Les services de vidéo à la demande n’en doivent pas moins, à présent, satisfaire les goûts de leur public, celui des « jeunes adultes ». Pour les séduire, un autre type de formatage est à l’œuvre, fait de fausses transgressions et de dramaturgies excessivement digestes. « Easy to follow » (facile à suivre), « easy to understand » (facile à comprendre), telles sont les consignes de Netflix à ses équipes de création. Les histoires retenues par les plates-formes partageraient-elles une disposition à la standardisation, devenant pour les séries ce que les Chicken McNuggets sont à la restauration ?

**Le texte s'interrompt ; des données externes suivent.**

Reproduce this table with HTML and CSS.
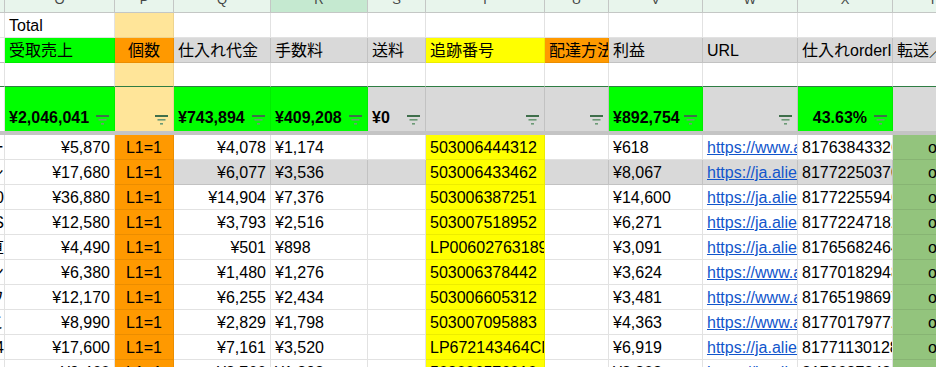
FILE: index.html
```html
<!DOCTYPE html>
<html lang="ja">
<head>
<meta charset="utf-8">
<title>Sheet</title>
<link rel="stylesheet" href="styles.css">
</head>
<body>
<div class="sheet">
  <div class="row hdr">
    <div class="c"></div><div class="c">O</div><div class="c">P</div><div class="c">Q</div><div class="c sel">R</div><div class="c">S</div><div class="c">T</div><div class="c">U</div><div class="c">V</div><div class="c">W</div><div class="c">X</div><div class="c">Y</div>
  </div>
  <div class="row">
    <div class="c"></div><div class="c"><span>Total</span></div><div class="c lor"></div><div class="c"></div><div class="c"></div><div class="c"></div><div class="c"></div><div class="c"></div><div class="c"></div><div class="c"></div><div class="c"></div><div class="c"></div>
  </div>
  <div class="row labels">
    <div class="c"></div>
    <div class="c grn"><span>受取売上</span></div>
    <div class="c org ctr"><span>個数</span></div>
    <div class="c gry"><span>仕入れ代金</span></div>
    <div class="c gry"><span>手数料</span></div>
    <div class="c gry"><span>送料</span></div>
    <div class="c yel"><span>追跡番号</span></div>
    <div class="c org"><span>配達方法</span></div>
    <div class="c gry"><span>利益</span></div>
    <div class="c gry"><span>URL</span></div>
    <div class="c gry"><span>仕入れorderID</span></div>
    <div class="c gry"><span>転送／発送</span></div>
  </div>
  <div class="row empty">
    <div class="c"></div><div class="c"></div><div class="c lor"></div><div class="c"></div><div class="c"></div><div class="c"></div><div class="c"></div><div class="c"></div><div class="c"></div><div class="c"></div><div class="c"></div><div class="c"></div>
  </div>
  <div class="row totals">
    <div class="c"></div>
    <div class="c grn"><span class="v">¥2,046,041</span><svg class="f" viewBox="0 0 13 10"><rect width="13" height="2"/><rect x="2.5" y="4" width="8" height="1.6" class="m"/><rect x="5" y="8" width="3" height="1.6" class="m"/></svg></div>
    <div class="c lor"><span class="v"></span><svg class="f" viewBox="0 0 13 10"><rect width="13" height="2"/><rect x="2.5" y="4" width="8" height="1.6" class="m"/><rect x="5" y="8" width="3" height="1.6" class="m"/></svg></div>
    <div class="c grn"><span class="v">¥743,894</span><svg class="f" viewBox="0 0 13 10"><rect width="13" height="2"/><rect x="2.5" y="4" width="8" height="1.6" class="m"/><rect x="5" y="8" width="3" height="1.6" class="m"/></svg></div>
    <div class="c grn"><span class="v">¥409,208</span><svg class="f" viewBox="0 0 13 10"><rect width="13" height="2"/><rect x="2.5" y="4" width="8" height="1.6" class="m"/><rect x="5" y="8" width="3" height="1.6" class="m"/></svg></div>
    <div class="c gry"><span class="v">¥0</span><svg class="f" viewBox="0 0 13 10"><rect width="13" height="2"/><rect x="2.5" y="4" width="8" height="1.6" class="m"/><rect x="5" y="8" width="3" height="1.6" class="m"/></svg></div>
    <div class="c gry"><span class="v"></span><svg class="f" viewBox="0 0 13 10"><rect width="13" height="2"/><rect x="2.5" y="4" width="8" height="1.6" class="m"/><rect x="5" y="8" width="3" height="1.6" class="m"/></svg></div>
    <div class="c gry"><span class="v"></span><svg class="f" viewBox="0 0 13 10"><rect width="13" height="2"/><rect x="2.5" y="4" width="8" height="1.6" class="m"/><rect x="5" y="8" width="3" height="1.6" class="m"/></svg></div>
    <div class="c grn"><span class="v">¥892,754</span><svg class="f" viewBox="0 0 13 10"><rect width="13" height="2"/><rect x="2.5" y="4" width="8" height="1.6" class="m"/><rect x="5" y="8" width="3" height="1.6" class="m"/></svg></div>
    <div class="c gry"><span class="v"></span><svg class="f" viewBox="0 0 13 10"><rect width="13" height="2"/><rect x="2.5" y="4" width="8" height="1.6" class="m"/><rect x="5" y="8" width="3" height="1.6" class="m"/></svg></div>
    <div class="c grn"><span class="v vr">43.63%</span><svg class="f" viewBox="0 0 13 10"><rect width="13" height="2"/><rect x="2.5" y="4" width="8" height="1.6" class="m"/><rect x="5" y="8" width="3" height="1.6" class="m"/></svg></div>
    <div class="c gry"></div>
  </div>
  <div class="freeze"></div>

  <div class="row data">
    <div class="c r"><span>ー</span></div><div class="c r"><span>¥5,870</span></div><div class="c org ctr"><span>L1=1</span></div><div class="c r"><span>¥4,078</span></div><div class="c"><span>¥1,174</span></div><div class="c"></div><div class="c yel"><span>503006444312</span></div><div class="c"></div><div class="c"><span>¥618</span></div><div class="c"><a>https://www.aliexpress.com/</a></div><div class="c"><span>817638433260</span></div><div class="c ygr ctr"><span>o</span></div>
  </div>
  <div class="row data hl">
    <div class="c r"><span>シ</span></div><div class="c r"><span>¥17,680</span></div><div class="c org ctr"><span>L1=1</span></div><div class="c r gry"><span>¥6,077</span></div><div class="c gry"><span>¥3,536</span></div><div class="c gry"></div><div class="c yel"><span>503006433462</span></div><div class="c gry"></div><div class="c gry"><span>¥8,067</span></div><div class="c gry"><a>https://ja.aliexpress.com/</a></div><div class="c gry"><span>817722503700</span></div><div class="c ygr ctr"><span>o</span></div>
  </div>
  <div class="row data">
    <div class="c r"><span>0</span></div><div class="c r"><span>¥36,880</span></div><div class="c org ctr"><span>L1=1</span></div><div class="c r"><span>¥14,904</span></div><div class="c"><span>¥7,376</span></div><div class="c"></div><div class="c yel"><span>503006387251</span></div><div class="c"></div><div class="c"><span>¥14,600</span></div><div class="c"><a>https://ja.aliexpress.com/</a></div><div class="c"><span>817722559460</span></div><div class="c ygr ctr"><span>o</span></div>
  </div>
  <div class="row data">
    <div class="c r"><span>S</span></div><div class="c r"><span>¥12,580</span></div><div class="c org ctr"><span>L1=1</span></div><div class="c r"><span>¥3,793</span></div><div class="c"><span>¥2,516</span></div><div class="c"></div><div class="c yel"><span>503007518952</span></div><div class="c"></div><div class="c"><span>¥6,271</span></div><div class="c"><a>https://ja.aliexpress.com/</a></div><div class="c"><span>817722471820</span></div><div class="c ygr ctr"><span>o</span></div>
  </div>
  <div class="row data">
    <div class="c r"><span>直</span></div><div class="c r"><span>¥4,490</span></div><div class="c org ctr"><span>L1=1</span></div><div class="c r"><span>¥501</span></div><div class="c"><span>¥898</span></div><div class="c"></div><div class="c yel"><span>LP00602763189</span></div><div class="c"></div><div class="c"><span>¥3,091</span></div><div class="c"><a>https://ja.aliexpress.com/</a></div><div class="c"><span>817656824640</span></div><div class="c ygr ctr"><span>o</span></div>
  </div>
  <div class="row data">
    <div class="c r"><span>ン</span></div><div class="c r"><span>¥6,380</span></div><div class="c org ctr"><span>L1=1</span></div><div class="c r"><span>¥1,480</span></div><div class="c"><span>¥1,276</span></div><div class="c"></div><div class="c yel"><span>503006378442</span></div><div class="c"></div><div class="c"><span>¥3,624</span></div><div class="c"><a>https://www.aliexpress.com/</a></div><div class="c"><span>817701829480</span></div><div class="c ygr ctr"><span>o</span></div>
  </div>
  <div class="row data">
    <div class="c r"><span>ワ</span></div><div class="c r"><span>¥12,170</span></div><div class="c org ctr"><span>L1=1</span></div><div class="c r"><span>¥6,255</span></div><div class="c"><span>¥2,434</span></div><div class="c"></div><div class="c yel"><span>503006605312</span></div><div class="c"></div><div class="c"><span>¥3,481</span></div><div class="c"><a>https://www.aliexpress.com/</a></div><div class="c"><span>817651986970</span></div><div class="c ygr ctr"><span>o</span></div>
  </div>
  <div class="row data">
    <div class="c r"><span>こ</span></div><div class="c r"><span>¥8,990</span></div><div class="c org ctr"><span>L1=1</span></div><div class="c r"><span>¥2,829</span></div><div class="c"><span>¥1,798</span></div><div class="c"></div><div class="c yel"><span>503007095883</span></div><div class="c"></div><div class="c"><span>¥4,363</span></div><div class="c"><a>https://www.aliexpress.com/</a></div><div class="c"><span>817701797720</span></div><div class="c ygr ctr"><span>o</span></div>
  </div>
  <div class="row data">
    <div class="c r"><span>4</span></div><div class="c r"><span>¥17,600</span></div><div class="c org ctr"><span>L1=1</span></div><div class="c r"><span>¥7,161</span></div><div class="c"><span>¥3,520</span></div><div class="c"></div><div class="c yel"><span>LP672143464CN</span></div><div class="c"></div><div class="c"><span>¥6,919</span></div><div class="c"><a>https://ja.aliexpress.com/</a></div><div class="c"><span>817711301280</span></div><div class="c ygr ctr"><span>o</span></div>
  </div>
  <div class="row data">
    <div class="c r"><span>ト</span></div><div class="c r"><span>¥9,460</span></div><div class="c org ctr"><span>L1=1</span></div><div class="c r"><span>¥3,766</span></div><div class="c"><span>¥1,892</span></div><div class="c"></div><div class="c yel"><span>503006576010</span></div><div class="c"></div><div class="c"><span>¥3,802</span></div><div class="c"><a>https://ja.aliexpress.com/</a></div><div class="c"><span>817668724800</span></div><div class="c ygr ctr"><span>o</span></div>
  </div>
</div>
</body>
</html>
```
FILE: styles.css
```css
html, body {
  margin: 0;
  padding: 0;
  background: #ffffff;
}
body {
  width: 936px;
  height: 367px;
  overflow: hidden;
  font-family: "Liberation Sans", "Noto Sans CJK JP", Arial, sans-serif;
  font-size: 16px;
  color: #000000;
}
.sheet {
  --cols: 5px 110px 59px 97px 97px 58px 119px 64px 94px 95px 95px 80px;
  margin-top: -12px;
  width: 973px;
}
.row {
  display: grid;
  grid-template-columns: var(--cols);
  height: 25px;
}
.c {
  box-sizing: border-box;
  border-right: 1px solid #e2e2e2;
  border-bottom: 1px solid #e2e2e2;
  padding: 2px 4px 0 4px;
  display: flex;
  align-items: center;
  overflow: hidden;
  white-space: nowrap;
  line-height: 22px;
  min-width: 0;
}
.c > span, .c > a {
  flex: none;
}
.row > .c:first-child {
  padding: 2px 0 0 0;
  justify-content: flex-end;
}
.r { justify-content: flex-end; }
.ctr { justify-content: center; }

/* column header */
.hdr .c {
  background: #e8f5ec;
  border-right-color: #c4c7c5;
  border-bottom-color: #c4c7c5;
  justify-content: center;
  font-size: 13px;
  color: #444746;
  padding-top: 0;
  line-height: 24px;
}
.hdr .c.sel {
  background: #c5e9d0;
}

/* fills */
.grn { background: #00ff00; border-color: rgba(0,0,0,0.07) !important; }
.org { background: #ff9900; border-color: rgba(0,0,0,0.08) !important; }
.lor { background: #ffe599; border-color: rgba(0,0,0,0.07) !important; }
.gry { background: #d9d9d9; border-color: rgba(0,0,0,0.1) !important; }
.yel { background: #ffff00; border-color: rgba(0,0,0,0.07) !important; }
.ygr { background: #93c47d; border-color: rgba(0,0,0,0.08) !important; }

.labels .c {
  border-bottom-color: #bdbdbd;
}
.empty {
  height: 24px;
}
.empty .c {
  border-bottom: 1px solid #2f7d43 !important;
}

/* totals row */
.totals {
  height: 44px;
}
.totals .c {
  align-items: flex-end;
  padding: 0 5px 4px 4px;
  line-height: 18px;
  border-bottom: none;
}
.totals .c:first-child {
  padding: 0;
}
.totals .v {
  flex: 1 1 auto;
  font-weight: bold;
}
.totals .v.vr {
  text-align: right;
  margin-right: 7px;
}
.f {
  flex: none;
  width: 13px;
  height: 10px;
  margin-bottom: 2px;
  fill: #3f6f4b;
}
.f .m {
  fill: #6c9a76;
}
.freeze {
  height: 4px;
  background: #c4c4c4;
}

/* data rows */
.data a {
  color: #1155cc;
  text-decoration: underline;
}
.data .ygr {
  padding-left: 0;
  padding-right: 0;
}
```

Jimmy Desmarais (sincèrement surpris par la question) : “Comment pourrait-on être uniformes en proposant des registres si différents ? Teen drama, thrillers, aventures, documentaires, comédies… Et nous ne sommes même pas soumis à des standards internationaux. Ce que nous faisons en France est avant tout destiné au public français. Après, si ces créations s’exportent, tant mieux.”

Une série comme Lupin, inspirée de l’univers du gentleman cambrioleur, semble pourtant conçue pour voyager, tant du point de vue de la dramaturgie que de celui des décors, avec Paris et le Louvre en toile de fond. L’œuvre compte parmi les records mondiaux non anglophones de Netflix avec plus de 75 millions de ­visionnages. Reed Hastings, cofondateur de la firme, affirmait en 2017 vouloir « créer une audience mondiale pour des productions locales ». La fameuse stratégie de « glocalisation ». Cette feuille de route impose-t-elle les mêmes codes narratifs aux quatre coins de la planète ou favorise-t-elle l’expression des singularités locales ?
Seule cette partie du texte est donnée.